Thursday, 10 March 2016

Self-directed / Transformational / Experiential Learning

Type of learning might be my favourite component of this course -- self-directed learning is more complex than it seems. In this article, the author points out Grow's stages of self-directed learning and points to the different roles an instructor takes during each stage, from authoritative and reeling in learners with specific assignments in stage one, all the way to facilitating and collaborating in stage four. I believe this would be the most rewarding component for me in teaching -- witnessing the progress and gradually "stepping away" as learners took more responsibility for their learning and for their projects.

I know I was only supposed to write on one of the three types of learning, but this article on transformative learning was so great. When I first read about transformative writing in the text it grabbed my attention and inspired me to want and strive for this type of learning in my classroom. Can we influence people into a deeper sense of change by what we teach? I hope so.

I liked what Laurence Cohen said in this video about transformative learning. He engages his students on the assumption that they experience the learning process as he did -- with melancholy and a general sense of oppression. He says the teacher can not be the only active participant in a classroom where transformative learning takes place, and leaves us with the question -- where do we go from here?

"As long as our experiences fit, or can be fit, into our existing meaning structures we tend to not engage in transformative learning." This amazing quotation from this article on Mezirow's transformational learning model sums up a very important point about how we are sometimes held back by the inability to experience discomfort. Every day people struggle in the endless quest to escape the unknown, the fearful, the unknown and when we struggle we do not change. I saw the absolute worst consequences of this concept when I worked in a day shelter for homeless and addicted individuals. 

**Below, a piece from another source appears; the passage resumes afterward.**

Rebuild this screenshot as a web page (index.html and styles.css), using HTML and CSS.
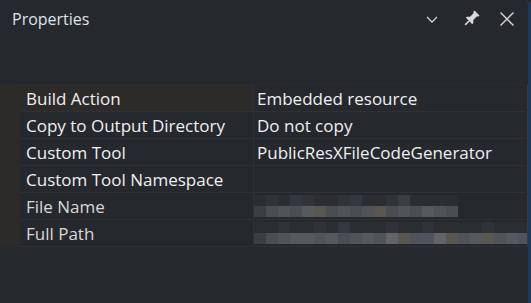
FILE: index.html
```html
<!DOCTYPE html>
<html>
<head>
<meta charset="utf-8">
<link rel="stylesheet" href="styles.css">
</head>
<body>
<div class="window">
  <div class="titlebar">
    <span class="title">Properties</span>
    <div class="tools">
      <svg class="ico chev" width="16" height="16" viewBox="0 0 16 16"><path d="M3 6 L8 11 L13 6" fill="none" stroke="#d0d0d0" stroke-width="1.3"/></svg>
      <svg class="ico" width="20" height="20" viewBox="0 0 20 20"><g transform="rotate(45 10 10)"><path d="M6.5 1.5 H13.5 V3 L12.3 4.2 V9 L14.5 11.2 V12.8 H5.5 V11.2 L7.7 9 V4.2 L6.5 3 Z" fill="#d8d8d8"/><rect x="9.2" y="12.8" width="1.6" height="5.5" fill="#d8d8d8"/></g></svg>
      <svg class="ico" width="18" height="18" viewBox="0 0 18 18"><path d="M2.5 2.5 L15.5 15.5 M15.5 2.5 L2.5 15.5" stroke="#d8d8d8" stroke-width="1.4"/></svg>
    </div>
  </div>
  <div class="grid">
    <div class="gutter"></div>
    <div class="rows">
      <div class="row sel"><div class="name">Build Action</div><div class="val">Embedded resource</div></div>
      <div class="row"><div class="name">Copy to Output Directory</div><div class="val">Do not copy</div></div>
      <div class="row"><div class="name">Custom Tool</div><div class="val">PublicResXFileCodeGenerator</div></div>
      <div class="row"><div class="name">Custom Tool Namespace</div><div class="val"></div></div>
      <div class="row"><div class="name dim">File Name</div><div class="val blur">
        <div class="mrow"><i class="a"></i><i class="b"></i><i class="a"></i><i class="c"></i><i class="b"></i><i class="a"></i><i class="a"></i><i class="b"></i><i class="c"></i><i class="a"></i><i class="a"></i><i class="b"></i><i class="e"></i><i class="a"></i><i class="a"></i><i class="a"></i><i class="a"></i></div>
        <div class="mrow"><i class="d"></i><i class="f"></i><i class="g"></i><i class="f"></i><i class="h"></i><i class="i"></i><i class="f"></i><i class="g"></i><i class="f"></i><i class="g"></i><i class="i"></i><i class="f"></i><i class="g"></i><i class="f"></i><i class="h"></i><i class="g"></i><i class="f"></i></div>
      </div></div>
      <div class="row"><div class="name dim">Full Path</div><div class="val blur">
        <div class="mrow"><i class="a"></i><i class="a"></i><i class="b"></i><i class="a"></i><i class="a"></i><i class="b"></i><i class="a"></i><i class="c"></i><i class="a"></i><i class="a"></i><i class="a"></i><i class="b"></i><i class="a"></i><i class="a"></i><i class="b"></i><i class="a"></i><i class="a"></i><i class="a"></i><i class="a"></i><i class="b"></i><i class="a"></i><i class="a"></i><i class="a"></i></div>
        <div class="mrow"><i class="d"></i><i class="f"></i><i class="g"></i><i class="h"></i><i class="h"></i><i class="g"></i><i class="h"></i><i class="f"></i><i class="g"></i><i class="h"></i><i class="g"></i><i class="j"></i><i class="i"></i><i class="g"></i><i class="k"></i><i class="j"></i><i class="i"></i><i class="g"></i><i class="h"></i><i class="i"></i><i class="g"></i><i class="h"></i><i class="k"></i></div>
      </div></div>
    </div>
  </div>
</div>
</body>
</html>
```
FILE: styles.css
```css
html, body {
  margin: 0;
  padding: 0;
  background: #25282d;
}
.window {
  width: 528px;
  height: 303px;
  border-right: 3px solid #1d3a5e;
  border-top-right-radius: 6px;
  background: #25282d;
  font-family: "Open Sans", "Noto Sans", sans-serif;
  color: #f0f0f0;
  display: flex;
  flex-direction: column;
}
.titlebar {
  height: 38px;
  display: flex;
  align-items: center;
  padding-left: 12px;
  padding-right: 12px;
}
.title {
  font-size: 16px;
  color: #dde3ea;
  flex: 1;
}
.tools {
  display: flex;
  align-items: center;
  gap: 17px;
}
.ico { display: block; }
.chev { margin-right: 4px; }
.grid {
  margin-top: 46px;
  display: flex;
}
.gutter {
  width: 20px;
  flex: none;
  background: #2c2b29;
}
.rows {
  flex: 1;
  min-width: 0;
  display: flex;
  flex-direction: column;
  border-top: 1px solid #2b2d31;
}
.row {
  display: flex;
  height: 26px;
  border-bottom: 1px solid #2f3136;
}
.name {
  flex: none;
  width: 227px;
  padding-left: 6px;
  padding-top: 1px;
  font-size: 17px;
  line-height: 25px;
  border-right: 1px solid #2f3136;
  white-space: nowrap;
}
.row.sel .name { background: #2c2b29; }
.name.dim { color: #d8d8d8; }
.val {
  flex: 1;
  min-width: 0;
  padding-left: 3px;
  padding-top: 1px;
  font-size: 17px;
  line-height: 25px;
  border-right: 1px solid #3a3c40;
  white-space: nowrap;
  overflow: hidden;
}
.val.blur {
  padding-left: 0;
  padding-top: 0;
  display: flex;
  flex-direction: column;
  justify-content: center;
}
.mrow { display: flex; height: 11px; }
.mrow i { display: block; width: 12px; height: 11px; flex: none; }
.a { background: #2a2d32; }
.b { background: #303338; }
.c { background: #34373d; }
.e { background: #3a3d42; }
.d { background: #3b3e43; }
.f { background: #4a4d52; }
.g { background: #505358; }
.h { background: #56595e; }
.i { background: #5a5650; }
.j { background: #626468; }
.k { background: #4f555f; }
```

It was interesting to see this concept in a learning model, and that the process of transformational learning is so deeply ingrained in a very personal process through dilemma to action phases. I wonder what happens to people who don't make it all the way through the phases -- I suppose they don't fully "transform" but I wonder if engaging in part of the process plants the seed and makes it easier to try again in the future. 

Finally, experiential learning is dear to me as it is the way I learn and, though I love to read and appreciate a great set of instructions, I truly appreciate the robust offering of experiential learning. This will no doubt be the ticket to my success as an instructor.

Kolb's four-stage learning model outlined here clearly demonstrates how experiential learning can
Photo courtesy of
appeal to what we know about adult learners -- being 
experience based, self-directed, learning by doing, and being externally motivated. Encouraging students through the stages -- concrete experience >> reflective observation >> abstract conceptualization >> active experimentation -- allows students to work with and implement their own experiences and knowledge and ultimately "try out" what they are learning. This is why apprenticeships work so well -- they take the theory and knowledge and give hands-on opportunities to apply this "book smart" information in the real world and under a mentor, and learn by trial and error. 

In my classroom, a practical component would be ideal -- teaching journalism students could conduct interviews, edit copy, and pitch real editors on story ideas. In trades communications, students could identify real life issues, develop a plan to address them, and move forward with the plan or components of it.